23 July 2020•
~ 3 minutes
In mid 2019 I fell pregnant with my second daughter. During this pregnancy it was discovered I had an ovarian cyst that was growing in size with the baby (it grew so large it was similar to carrying twins!). It had a 1-2% chance of being malignant but all medical advice was leaning towards something benign and nothing to worry about.
At week 35 it ruptured and leaked leading to a hospital trip and pain more severe then child birth! Due to this it was decided I would have a booked caesarean at week 39 to deliver our daughter and remove the cyst. All going to plan I could be awake for the birth. Week 39 arrived and we headed into hospital to meet our baby girl. The caesarean went to plan and I was able to be awake for the birth of our daughter, Amia, who was born healthy and strong. The doctors also managed to remove the cyst and only take my ovary and it was sent off to be biopsied. I honestly didn’t think another thing about it, focusing on life with a newborn and a toddler.
Unfortunately, two weeks later I received a call from the hospital asking me to come in the next day for an urgent appointment. That appointment changed everything and I was told the cyst was ovarian cancer - luckily caught early at Stage 1. I had some urgent tests booked for the next day to see if the cancer had spread anywhere else and needed to madly start pumping milk for Amia as the tests would be radioactive and render me unable to breastfeed or hold her for 6-8hours (something I found almost more distressing then the diagnosis).
With the support of our family i managed to pump enough milk and Amia was cared for while I did the tests and I was then referred to Royal Brisbane for surgery. Thankfully the tests showed no signs of cancer anywhere else and after an initial meeting with RBH I opted for a full hysterectomy surgery and further testing when Amia was 7 weeks old.

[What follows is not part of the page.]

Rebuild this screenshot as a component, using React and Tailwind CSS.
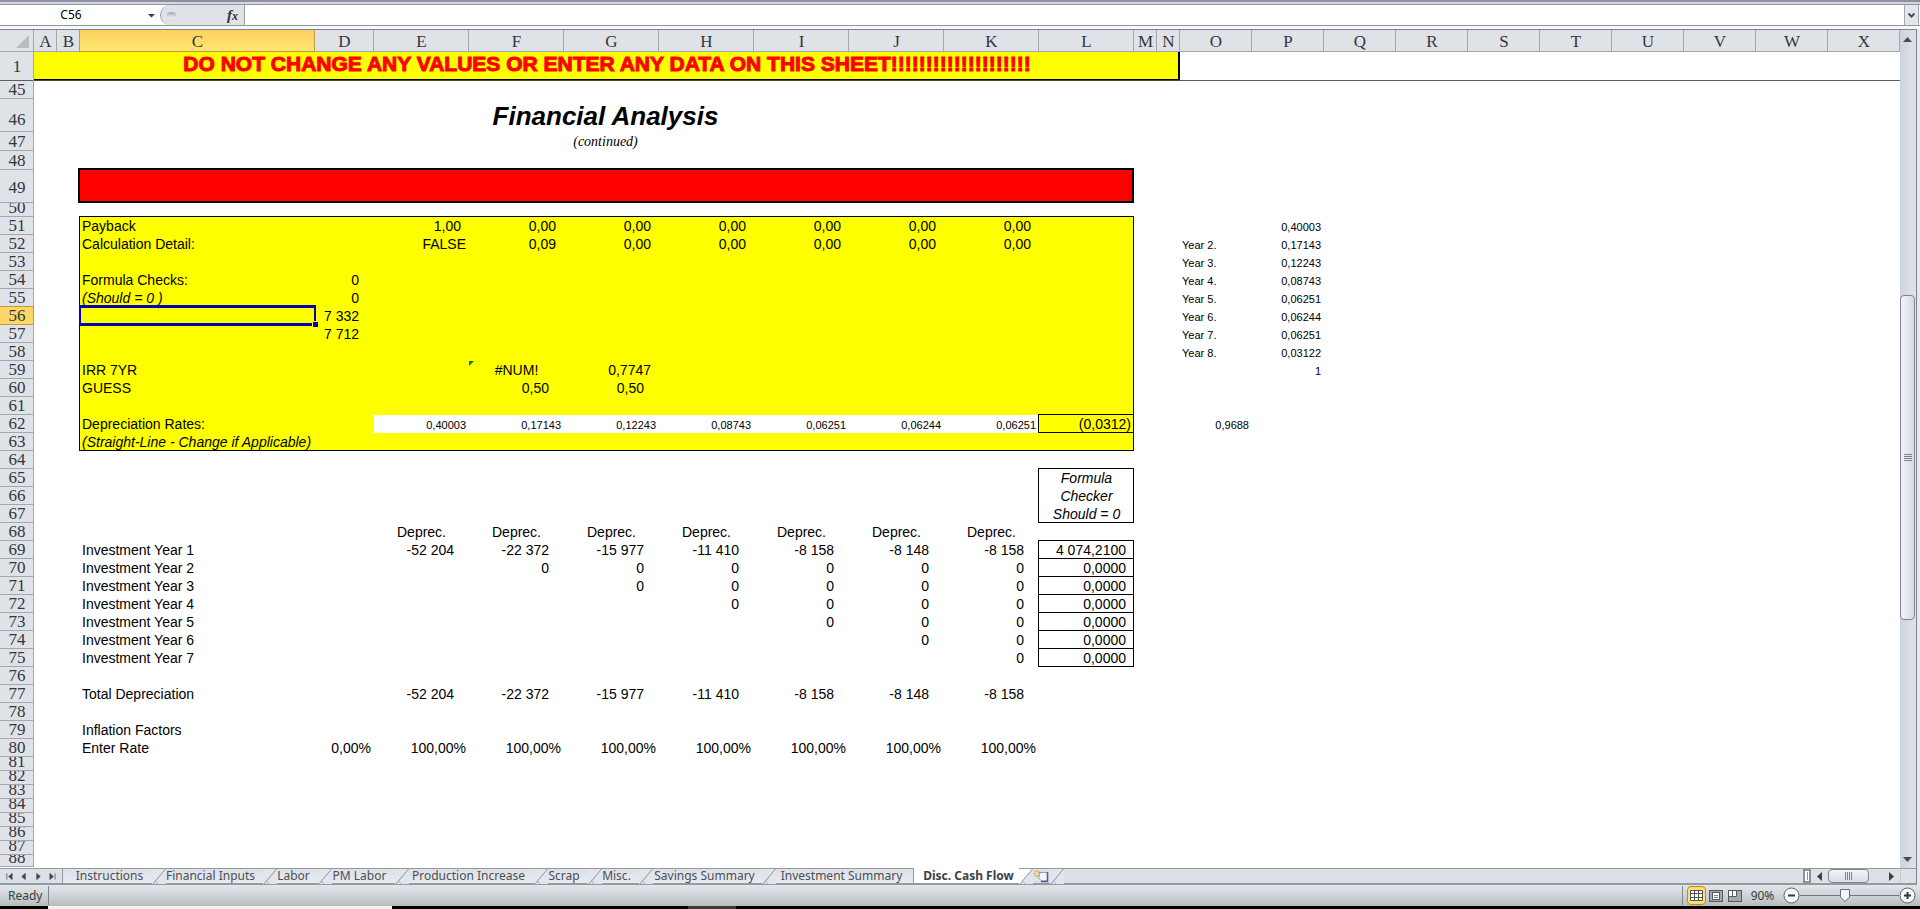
import React from "react";

const COLUMNS = [
  ["A", "w-[23px]"],
  ["B", "w-[23px]"],
  ["C", "w-[235px]"],
  ["D", "w-[59px]"],
  ["E", "w-[95px]"],
  ["F", "w-[95px]"],
  ["G", "w-[95px]"],
  ["H", "w-[95px]"],
  ["I", "w-[95px]"],
  ["J", "w-[95px]"],
  ["K", "w-[95px]"],
  ["L", "w-[95px]"],
  ["M", "w-[23px]"],
  ["N", "w-[23px]"],
  ["O", "w-[72px]"],
  ["P", "w-[72px]"],
  ["Q", "w-[72px]"],
  ["R", "w-[72px]"],
  ["S", "w-[72px]"],
  ["T", "w-[72px]"],
  ["U", "w-[72px]"],
  ["V", "w-[72px]"],
  ["W", "w-[72px]"],
  ["X", ""],
];
const LETTERS = COLUMNS.map(([c]) => c);
const YEARS = ["E", "F", "G", "H", "I", "J", "K"];

const LABEL = "pl-0.5 text-left";
const NOTE = "pl-0.5 text-left italic";
const EDGE = "pr-[3px] text-right";
const NUM = "pr-2 text-right";
const ACC = "pr-[15px] text-right";
const MID = "text-center";
const SMALL = "pr-[3px] text-right text-[11px] leading-4";
const SMALL_LABEL = "pl-0.5 text-left text-[11px] leading-4";

const BOX =
  "shadow-[-1px_-1px_0_#000,0_-1px_0_#000,-1px_0_0_#000,inset_-1px_-1px_0_#000]";

const across = (values, cls, from = 0) =>
  Object.fromEntries(values.map((v, i) => [YEARS[i + from], [v, cls]]));
const repeat = (v, n) => Array(n).fill(v);

const DEPRECIATION = ["-52 204", "-22 372", "-15 977", "-11 410", "-8 158", "-8 148", "-8 158"];

const DATA = {
  51: { C: ["Payback", LABEL], ...across(["1,00", ...repeat("0,00", 6)], NUM), P: ["0,40003", SMALL] },
  52: {
    C: ["Calculation Detail:", LABEL],
    ...across(["0,09", ...repeat("0,00", 5)], NUM, 1),
    E: ["FALSE", EDGE],
    O: ["Year 2.", SMALL_LABEL],
    P: ["0,17143", SMALL],
  },
  53: { O: ["Year 3.", SMALL_LABEL], P: ["0,12243", SMALL] },
  54: { C: ["Formula Checks:", LABEL], D: ["0", ACC], O: ["Year 4.", SMALL_LABEL], P: ["0,08743", SMALL] },
  55: { C: ["(Should = 0 )", NOTE], D: ["0", ACC], O: ["Year 5.", SMALL_LABEL], P: ["0,06251", SMALL] },
  56: { D: ["7 332", ACC], O: ["Year 6.", SMALL_LABEL], P: ["0,06244", SMALL] },
  57: { D: ["7 712", ACC], O: ["Year 7.", SMALL_LABEL], P: ["0,06251", SMALL] },
  58: { O: ["Year 8.", SMALL_LABEL], P: ["0,03122", SMALL] },
  59: { C: ["IRR 7YR", LABEL], F: ["#NUM!", MID], G: ["0,7747", NUM], P: ["1", SMALL] },
  60: { C: ["GUESS", LABEL], F: ["0,50", ACC], G: ["0,50", ACC] },
  62: {
    C: ["Depreciation Rates:", LABEL],
    ...across(["0,40003", "0,17143", "0,12243", "0,08743", "0,06251", "0,06244", "0,06251"], SMALL),
    L: ["(0,0312)", EDGE],
    O: ["0,9688", SMALL],
  },
  63: { C: ["(Straight-Line - Change if Applicable)", NOTE] },
  65: { L: ["Formula", "text-center italic"] },
  66: { L: ["Checker", "text-center italic"] },
  67: { L: ["Should = 0", "text-center italic"] },
  68: across(repeat("Deprec.", 7), MID),
  69: { C: ["Investment Year 1", LABEL], ...across(DEPRECIATION, ACC), L: ["4 074,2100", NUM] },
  77: { C: ["Total Depreciation", LABEL], ...across(DEPRECIATION, ACC) },
  79: { C: ["Inflation Factors", LABEL] },
  80: { C: ["Enter Rate", LABEL], D: ["0,00%", EDGE], ...across(repeat("100,00%", 7), EDGE) },
};
for (let i = 1; i <= 6; i += 1) {
  DATA[69 + i] = {
    C: [`Investment Year ${i + 1}`, LABEL],
    ...across(repeat("0", 7 - i), ACC, i),
    L: ["0,0000", NUM],
  };
}

function rowHeight(n) {
  if (n === 88) return "h-[12px]";
  if (n === 50 || n > 80) return "h-[14px]";
  if (n === 47 || n === 48) return "h-[19px]";
  return "h-[18px]";
}

function boxStyle(n, col) {
  const out = [];
  if (n >= 51 && n <= 63 && col >= "C" && col <= "L") {
    out.push(n === 62 && col >= "E" && col <= "K" ? "bg-white" : "bg-[#ffff00]");
    if (n === 62 && col === "L") out.push(BOX);
    else if (n === 51) {
      if (col === "C") out.push("shadow-[-1px_-1px_0_#000,0_-1px_0_#000,-1px_0_0_#000]");
      else if (col === "L") out.push("shadow-[0_-1px_0_#000,inset_-1px_0_0_#000]");
      else out.push("shadow-[0_-1px_0_#000]");
    } else if (n === 63) {
      if (col === "C") out.push("shadow-[-1px_0_0_#000,inset_0_-1px_0_#000]");
      else if (col === "L") out.push("shadow-[inset_-1px_-1px_0_#000]");
      else out.push("shadow-[inset_0_-1px_0_#000]");
    } else if (col === "C") out.push("shadow-[-1px_0_0_#000]");
    else if (col === "L") out.push("shadow-[inset_-1px_0_0_#000]");
  }
  if (col === "L") {
    if (n === 65)
      out.push("shadow-[-1px_-1px_0_#000,0_-1px_0_#000,-1px_0_0_#000,inset_-1px_0_0_#000]");
    if (n === 66) out.push("shadow-[-1px_0_0_#000,inset_-1px_0_0_#000]");
    if (n === 67) out.push("shadow-[-1px_0_0_#000,inset_-1px_-1px_0_#000]");
    if (n >= 69 && n <= 75) out.push(BOX);
  }
  return out.join(" ");
}

function RowHead({ n, className = "items-end", height }) {
  const tone =
    n === 56
      ? "bg-[#fcd666] shadow-[0_-1px_0_#c9983c,inset_-1px_-1px_0_#c9983c]"
      : n === 1
        ? "bg-[#dfe3e8] shadow-[inset_-1px_0_0_#a3a8ae,inset_0_-1px_0_#5a5d62]"
        : "bg-[#dfe3e8] shadow-[inset_-1px_-1px_0_#a3a8ae]";
  return (
    <th scope="row" className={`p-0 align-top font-normal ${tone}`}>
      <div
        className={`flex justify-center overflow-hidden font-['Liberation_Serif',serif] text-[17px] leading-[18px] text-[#33363b] ${className} ${height || rowHeight(n)}`}
      >
        {n}
      </div>
    </th>
  );
}

function SheetRow({ n }) {
  const cells = DATA[n] || {};
  return (
    <tr>
      <RowHead n={n} />
      {LETTERS.map((col) => {
        const [text, cls] = cells[col] || ["", ""];
        const active = n === 56 && col === "C";
        const flagged = n === 59 && col === "F";
        return (
          <td
            key={col}
            className={`p-0 align-bottom whitespace-nowrap ${boxStyle(n, col)} ${cls} ${active || flagged ? "relative" : ""}`}
          >
            {text}
            {active && (
              <div className="absolute -top-0.5 -right-px -bottom-px -left-px border-x-2 border-y-3 border-[#0404b4]">
                <div className="absolute -right-1 -bottom-1 size-1.5 border-t border-l border-[#ffff00] bg-[#0404b4]" />
              </div>
            )}
            {flagged && (
              <svg className="absolute top-0 left-0 size-[5px]" viewBox="0 0 5 5">
                <path d="M0 0H5L0 5Z" fill="#0c7a12" />
              </svg>
            )}
          </td>
        );
      })}
    </tr>
  );
}

function range(a, b) {
  return Array.from({ length: b - a + 1 }, (_, i) => a + i);
}

function Sheet() {
  return (
    <table className="w-full table-fixed border-separate border-spacing-0 bg-white font-['Liberation_Sans',Arial,sans-serif] text-[14px] leading-[18px] text-black">
      <colgroup>
        <col className="w-[34px]" />
        {COLUMNS.map(([c, w]) => (
          <col key={c} className={w} />
        ))}
      </colgroup>
      <thead>
        <tr className="font-['Liberation_Serif',serif] text-[17px] text-[#33363b]">
          <td className="h-[22px] bg-[#dfe3e8] p-0 align-bottom shadow-[inset_-1px_-1px_0_#a3a8ae]">
            <svg className="mb-1 ml-[16px] block size-[13px]" viewBox="0 0 13 13">
              <path d="M13 0V13H0Z" fill="#b9bdc2" />
            </svg>
          </td>
          {LETTERS.map((c) => (
            <th
              key={c}
              scope="col"
              className={`h-[22px] p-0 pt-0.5 font-normal ${
                c === "C"
                  ? "bg-linear-to-b from-[#fbd060] to-[#ffe873] shadow-[-1px_0_0_#c9983c,inset_-1px_-1px_0_#c9983c]"
                  : "bg-[#dfe3e8] shadow-[inset_-1px_-1px_0_#a3a8ae]"
              }`}
            >
              {c}
            </th>
          ))}
        </tr>
      </thead>
      <tbody>
        <tr>
          <RowHead n={1} className="items-center" height="h-[29px]" />
          <td
            colSpan={14}
            className="bg-[#ffff00] p-0 text-center align-top text-[21px] leading-6 font-bold whitespace-nowrap text-[#ff0000] shadow-[inset_0_-1px_0_#4a4a30,inset_-2px_-2px_0_#000] [-webkit-text-stroke:1px_#ff0000]"
          >
            DO NOT CHANGE ANY VALUES OR ENTER ANY DATA ON THIS SHEET!!!!!!!!!!!!!!!!!!!!
          </td>
          <td colSpan={10} className="p-0 shadow-[inset_0_-1px_0_#5a5d62]" />
        </tr>
        <SheetRow n={45} />
        <tr>
          <RowHead n={46} className="items-end pb-[3px]" height="h-[33px]" />
          <td colSpan={2} className="p-0" />
          <td
            colSpan={10}
            className="p-0 pr-[3px] text-center align-bottom text-[26px] leading-8 font-bold italic"
          >
            Financial Analysis
          </td>
          <td colSpan={12} className="p-0" />
        </tr>
        <tr>
          <RowHead n={47} />
          <td colSpan={2} className="p-0" />
          <td
            colSpan={10}
            className="p-0 pr-[3px] text-center align-bottom font-['Liberation_Serif',serif] text-[14px] italic"
          >
            (continued)
          </td>
          <td colSpan={12} className="p-0" />
        </tr>
        <SheetRow n={48} />
        <tr>
          <RowHead n={49} className="items-center pt-0.5" height="h-[33px]" />
          <td colSpan={2} className="p-0" />
          <td
            colSpan={10}
            className="bg-[#ff0000] p-0 shadow-[-2px_-2px_0_#000,0_-2px_0_#000,-2px_0_0_#000,inset_-2px_-2px_0_#000]"
          />
          <td colSpan={12} className="p-0" />
        </tr>
        {range(50, 88).map((n) => (
          <SheetRow key={n} n={n} />
        ))}
      </tbody>
    </table>
  );
}

function FormulaBar() {
  return (
    <div className="border-t-2 border-[#8c8f9c] bg-linear-to-b from-[#d3d6de] to-[#e4e7ee] pt-0.5">
      <div className="flex h-[22px] items-stretch border-y border-[#8f959e] bg-white font-['Noto_Sans',sans-serif] text-[12px]">
        <input
          aria-label="Name Box"
          defaultValue="C56"
          className="w-[142px] bg-white text-center text-black outline-none"
        />
        <button aria-label="Name list" className="flex w-[18px] items-center justify-center">
          <svg className="size-[7px]" viewBox="0 0 7 7">
            <path d="M0 2H7L3.5 5.5Z" fill="#3c3f44" />
          </svg>
        </button>
        <div className="flex w-[85px] items-center justify-between rounded-l-full border-r border-l border-[#9aa0a8] bg-[#dfe3e8] pr-1.5 pl-1.5">
          <span className="h-[6px] w-[9px] rounded-full bg-linear-to-b from-[#a9adb3] to-[#eceef1]" />
          <button
            aria-label="Insert Function"
            className="font-['Liberation_Serif',serif] text-[15px] leading-4 font-bold text-[#303338] italic"
          >
            f<span className="text-[12px]">x</span>
          </button>
        </div>
        <input aria-label="Formula" className="min-w-0 flex-1 bg-white px-1 outline-none" />
        <button
          aria-label="Expand Formula Bar"
          className="mr-px flex w-[15px] items-center justify-center border-x border-[#a3a8ae] bg-[#e3e7ec]"
        >
          <svg className="size-[7px]" viewBox="0 0 7 7">
            <path d="M0.5 1.5L3.5 4.5L6.5 1.5" fill="none" stroke="#4a4d55" strokeWidth="2" />
          </svg>
        </button>
      </div>
      <div className="h-[3px] bg-[#f6f8fa]" />
    </div>
  );
}

function VerticalScroll() {
  return (
    <div className="flex w-4 flex-col bg-linear-to-r from-[#cdd3da] to-[#dfe4ea] pr-px">
      <button aria-label="Scroll up" className="flex h-[18px] items-center justify-center">
        <svg className="h-[5px] w-[9px]" viewBox="0 0 9 5">
          <path d="M0 5H9L4.5 0Z" fill="#484b52" />
        </svg>
      </button>
      <div className="flex flex-1 flex-col">
        <div className="grow-[248] basis-0" />
        <div className="flex grow-[323] basis-0 flex-col items-center justify-center gap-px rounded-sm border border-[#7f858e] bg-linear-to-r from-[#f1f4f8] to-[#d5d9e6]">
          <span className="h-px w-2 bg-[#7d828b]" />
          <span className="h-px w-2 bg-[#7d828b]" />
          <span className="h-px w-2 bg-[#7d828b]" />
          <span className="h-px w-2 bg-[#7d828b]" />
        </div>
        <div className="grow-[231] basis-0" />
      </div>
      <button aria-label="Scroll down" className="flex h-[18px] items-center justify-center">
        <svg className="h-[5px] w-[9px]" viewBox="0 0 9 5">
          <path d="M0 0H9L4.5 5Z" fill="#484b52" />
        </svg>
      </button>
    </div>
  );
}

const TABS = [
  ["Instructions", "w-[89px] pl-1"],
  ["Financial Inputs", "w-[97px] pr-2"],
  ["Labor", "w-[41px] pr-2"],
  ["PM Labor", "w-[63px] pr-2"],
  ["Production Increase", "w-[125px] pr-1.5"],
  ["Scrap", "w-[40px] pr-2"],
  ["Misc.", "w-[37px] pr-2"],
  ["Savings Summary", "w-[109px] pr-1.5"],
];

function Slant({ fill = "#e2e6ec" }) {
  return (
    <svg className="block h-[15px] w-3.5 shrink-0" viewBox="0 0 14 15">
      <rect width="14" height="15" fill="#e2e6ec" />
      <path d="M0 0H13L1 15H0Z" fill={fill} />
      <path d="M13.5 0L1 15" stroke="#8d939c" fill="none" />
      <path d="M3.5 12L6 15" stroke="#a9aeb5" fill="none" />
    </svg>
  );
}

const NAV = [
  ["First sheet", "M1 0V7M7 0L3 3.5L7 7Z"],
  ["Previous sheet", "M6 0L2 3.5L6 7Z"],
  ["Next sheet", "M2 0L6 3.5L2 7Z"],
  ["Last sheet", "M7 0V7M1 0L5 3.5L1 7Z"],
];

function TabBar() {
  return (
    <div className="flex h-[17px] items-stretch border-b-2 border-[#949aa2] bg-[#dce1e7] font-['Noto_Sans',sans-serif] text-[12px] leading-[14px] text-[#4b4f55]">
      <div className="flex w-[62px] items-center justify-around border-t border-[#949aa2] px-0.5">
        {NAV.map(([label, d]) => (
          <button key={label} aria-label={label}>
            <svg className="block size-[7px] overflow-visible" viewBox="0 0 8 7">
              <path d={d} fill="#41464d" stroke="#41464d" strokeWidth="0.8" />
            </svg>
          </button>
        ))}
      </div>
      <div className="flex border-t border-l border-[#949aa2] bg-linear-to-b from-[#dce0e7] to-[#e8ebf0]">
        {TABS.map(([t, w]) => (
          <React.Fragment key={t}>
            <button className={`flex items-center justify-center whitespace-nowrap ${w}`}>{t}</button>
            <Slant />
          </React.Fragment>
        ))}
        <button className="flex w-[137px] items-center justify-center pr-1.5 whitespace-nowrap">
          Investment Summary
        </button>
      </div>
      <button className="flex w-[106px] items-center justify-center border-l border-[#949aa2] bg-white pl-1 font-bold whitespace-nowrap text-[#3c4045]">
        Disc. Cash Flow
      </button>
      <div className="flex flex-1 border-t border-[#949aa2]">
        <Slant fill="#ffffff" />
        <button aria-label="Insert Worksheet" className="w-[17px]">
          <svg className="block h-[15px] w-[17px]" viewBox="0 0 17 15">
            <path d="M6 3.5H14.5V12H8.5L6 9.5Z" fill="#f2f5fb" stroke="#8e9dc0" />
            <path d="M14.5 3V12.5H8" stroke="#4a5d92" strokeWidth="1.5" fill="none" />
            <path d="M4 1V8M0.5 4.5H7.5M1.5 2L6.5 7M6.5 2L1.5 7" stroke="#e0952a" fill="none" />
            <circle cx="4" cy="4.5" r="1.5" fill="#fff0b0" />
          </svg>
        </button>
        <Slant />
        <div className="flex-1" />
        <div className="flex w-[97px] items-stretch">
          <div className="flex w-2 items-center justify-center border-2 border-[#8b9099] bg-white">
            <span className="h-2 w-px bg-[#8b9099]" />
          </div>
          <button aria-label="Scroll left" className="flex w-[17px] items-center justify-center">
            <svg className="h-[9px] w-[5px]" viewBox="0 0 5 9">
              <path d="M5 0V9L0 4.5Z" fill="#3c3f46" />
            </svg>
          </button>
          <div className="flex w-[41px] items-center justify-center gap-px rounded-sm border border-[#7f858e] bg-linear-to-b from-[#f4f6f9] to-[#d8dce5]">
            <span className="h-2 w-px bg-[#7d828b]" />
            <span className="h-2 w-px bg-[#7d828b]" />
            <span className="h-2 w-px bg-[#7d828b]" />
            <span className="h-2 w-px bg-[#7d828b]" />
          </div>
          <span className="flex-1" />
          <button aria-label="Scroll right" className="flex w-[17px] items-center justify-center">
            <svg className="h-[9px] w-[5px]" viewBox="0 0 5 9">
              <path d="M0 0V9L5 4.5Z" fill="#3c3f46" />
            </svg>
          </button>
        </div>
        <div className="w-4 border-l border-[#c3c8ce]" />
      </div>
    </div>
  );
}

function StatusBar() {
  return (
    <div className="flex h-[21px] items-center bg-linear-to-b from-[#e3e6eb] via-[#cfd3d8] to-[#b5bdbe] font-['Noto_Sans',sans-serif] text-[12px] text-[#3a3e43]">
      <span className="w-[48px] pl-2">Ready</span>
      <span className="h-[19px] w-px bg-[#7f878b]" />
      <span className="flex-1" />
      <span className="mr-1 h-[19px] w-px bg-[#7f878b]" />
      <button
        aria-label="Normal view"
        className="flex size-[19px] items-center justify-center rounded-sm border border-[#c08a20] bg-[#fde070]"
      >
        <svg className="h-[11px] w-[13px]" viewBox="0 0 13 11">
          <path
            d="M0.5 0.5H12.5V10.5H0.5ZM0.5 3.5H12.5M0.5 7.5H12.5M4.5 0.5V10.5M8.5 0.5V10.5"
            fill="#ffffff"
            stroke="#4f5358"
          />
        </svg>
      </button>
      <button aria-label="Page Layout" className="ml-[3px]">
        <svg className="block h-[12px] w-[14px]" viewBox="0 0 14 12">
          <rect x="0.5" y="0.5" width="13" height="11" fill="#a5a9af" stroke="#54585e" />
          <rect x="3.5" y="2.5" width="7" height="7" fill="#fff" stroke="#54585e" />
          <path d="M5 5.5H9M5 7.5H9" stroke="#7b7f85" />
        </svg>
      </button>
      <button aria-label="Page Break Preview" className="ml-[5px]">
        <svg className="block h-[12px] w-[14px]" viewBox="0 0 14 12">
          <rect x="0.5" y="0.5" width="13" height="11" fill="#a5a9af" stroke="#54585e" />
          <path d="M0.5 0.5H8.5V6.5H0.5ZM4.5 0.5V6.5" fill="#fff" stroke="#54585e" />
        </svg>
      </button>
      <button className="w-[41px] text-center">90%</button>
      <button aria-label="Zoom out">
        <svg className="block size-[17px]" viewBox="0 0 17 17">
          <circle cx="8.5" cy="8.5" r="7.5" fill="#f7f8fa" stroke="#5c6066" />
          <path d="M5 8.5H12" stroke="#33373c" strokeWidth="2" />
        </svg>
      </button>
      <div className="relative h-[17px] w-[99px]">
        <div className="absolute inset-x-0 top-2 h-px bg-[#73787e]" />
        <svg className="absolute top-0.5 left-[40px] h-[13px] w-[10px]" viewBox="0 0 10 13">
          <path d="M0.5 0.5H9.5V8L5 12.5L0.5 8Z" fill="#f2f4f6" stroke="#6a6f75" />
        </svg>
        <input
          type="range"
          aria-label="Zoom"
          min="10"
          max="400"
          defaultValue="90"
          className="absolute inset-0 w-full opacity-0"
        />
      </div>
      <button aria-label="Zoom in" className="mr-1">
        <svg className="block size-[17px]" viewBox="0 0 17 17">
          <circle cx="8.5" cy="8.5" r="7.5" fill="#f7f8fa" stroke="#5c6066" />
          <path d="M5 8.5H12M8.5 5V12" stroke="#33373c" strokeWidth="2" />
        </svg>
      </button>
    </div>
  );
}

export default function App() {
  return (
    <div className="flex min-h-screen w-full flex-col overflow-hidden bg-[#e6eaf0]">
      <FormulaBar />
      <div className="mr-[3px] flex flex-1 flex-col border-t border-r border-[#7d848d]">
        <div className="flex flex-1 items-stretch">
          <div className="min-w-0 flex-1 bg-white">
            <Sheet />
          </div>
          <VerticalScroll />
        </div>
        <TabBar />
      </div>
      <StatusBar />
      <div className="flex h-[3px] bg-black">
        <span className="ml-[48px] w-[344px] bg-[#f4f4f4]" />
        <span className="ml-[296px] w-[48px] bg-[#3a3a3a]" />
      </div>
    </div>
  );
}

The further testing carried out indicated i also required chemo and this commenced in April 2020. Six cycles every 3 weeks. So far I’m up to cycle 4 - with my final treatment due mid July!
During this time the support from cancer services from the hospital, Ovarian Cancer Australia and our local cancer service Bloomhill has been phenomenal and overwhelming from financial support through to emotional and physical support.
As ovarian cancer is known as the silent cancer with so many cases not detected until late stage due to the ‘vague’ and ‘all too common’ symptoms it’s imperative we spend more time and money researching and supporting Ovarian Cancer Australia to support those diagnosed and find an early detection test!’